Но Эйнштейн еще не вполне был готов умереть. В воскресенье, 17 апреля, он проснулся, чувствуя себя лучше. Он попросил Дукас дать ему очки, бумагу и карандаш и начал что-то считать. Он поговорил с Гансом Альбертом о своих научных планах, затем с Натаном о подстерегающих опасностях, в случае если Германии позволят перевооружиться. Указывая на свои уравнения, он полушутя пожаловался сыну: “Если бы я только лучше знал математику”26. Более полувека он сокрушался о двух вещах: о немецком национализме и об ограниченности доступного ему математического аппарата. Именно об этом и были его последние слова.
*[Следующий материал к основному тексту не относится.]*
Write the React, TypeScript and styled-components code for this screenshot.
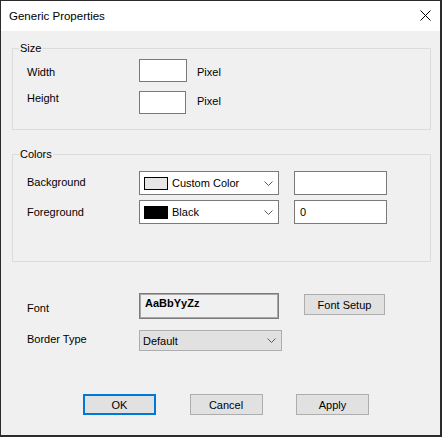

Пока мог, он работал, а когда боль стала слишком сильной, уснул. В час ночи понедельника, 18 апреля, сестра услышала, что он пробормотал несколько слов по-немецки, понять которые она не могла. Аорта, напоминающая большой, наполненный водой шар, разорвалась, и в возрасте семидесяти шести лет Эйнштейн умер.
У его кровати лежал черновик речи ко Дню независимости Израиля. Она начиналась словами: “Сегодня я обращаюсь к вам не как гражданин Америки и не как еврей, а как человек”27.
Здесь же, на тумбочке у кровати, лежало двенадцать страниц, испещренных уравнениями и изобиловавших вычеркиваниями и исправлениями28. Он сражался до самого конца, стараясь отыскать ускользавшую от него единую теорию поля. И последним, что он написал перед тем, как заснуть в последний раз, была еще одна строчка из символов и чисел. Он надеялся, что она хоть на один маленький шажок приблизит его, а с ним и нас всех к возможности увидеть проявление духовного начала в законах Вселенной.
Кабинет Эйнштейна. Таким он его покинул.